Brave Story's aesthetics are backed up by its story, which follows a young boy named Tatsuya from the modern day. Tatsuya's friend Miki has fallen into a coma for unknown reasons, and Tatsuya makes a wish for her to wake up. Tatsuya is teleported to the world of Vision, where he is instructed in finding five gems to open the pathway to the goddess of destiny. Tatsuya has become a Traveler - a guest in the world of Vision. Most, if not all, of the dialogue in the early build we've seen has been witty and well-written. The world of Vision itself is inhabited by many races: the human-like Ankha, the lizardmen known as Waterkin, cat-like humanoids known as Kitkin, and many others. Tatsuya befriends several people on his quest, all with their own unique quirks. So far, there haven't been a whole lot of twists and turns, but the story is more than competent enough for a portable RPG.

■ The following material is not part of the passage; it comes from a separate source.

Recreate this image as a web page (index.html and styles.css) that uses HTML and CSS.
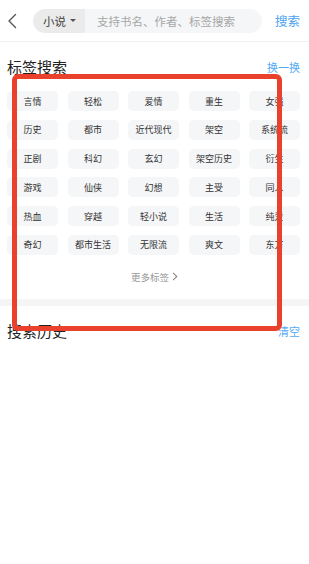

Gameplay is the meat of most any RPG, and even more so for portable titles, and Brave Story: New Traveler does nothing to disappoint. The battle system itself is reminiscent of many 16-bit titles, with all of the RPG standards of HP, Bravery Points (MP), Magic, and a turn-based system with turn order based on speed. That's not to say that there aren't a few quirks to Tatsuya and friends. First off, Bravery Points, unlike MP in most games, are re-gained by dealing damage to an enemy, and this includes special attacks that use BP. So not only would a player gain BP by using a standard attack, but it's possible later on to have certain special moves cost little to no BP and do more damage than a standard attack. Additionally, characters can team up to do attacks, which cost more BP, but are devastating. There's not a whole lot of character customization beyond equipment in Brave Story, though the main character's sword does evolve throughout the course of the game. As Tatsuya collects his gems, these gems give him different powers - the selection of the second gem gives him a resistance to a certain element, with the resistance directly correlating to the color of stone chosen.

Quite possibly the oddest part of Brave Story is its bird collecting and battling system. When Tatsuya and company enter a goalfinch habitat, they enter random encounters much like they would in the rest of the world. Instead of entering battle, however, the main character appears with a giant net and must catch as many birds as possible. These birds then all merge together, each color defining a different statistic, into a giant bird, which enters the player's arsenal of five birds. These birds can then be entered into a birdbrawl with NPCs across the map for phat loots.

Brave Story has a whole lot going for it - an entertaining battle system, good graphics and sound, and interesting minigames. What is easily its ace in the hole, however, is the fact that there is very little in the way of loading. PSP owners are used to the groaning and grinding of the PSP accessing data from the UMD, but this is virtually gone from Brave Story. While there have been a few competent RPGs on the PSP, most of them have been ports or re-makes for the platform. XSEED has a competent, original RPG for the PSP on their hands, and if the rest of the game lives up to the precedent set in the first few hours, they'll have the console's star RPG, as well.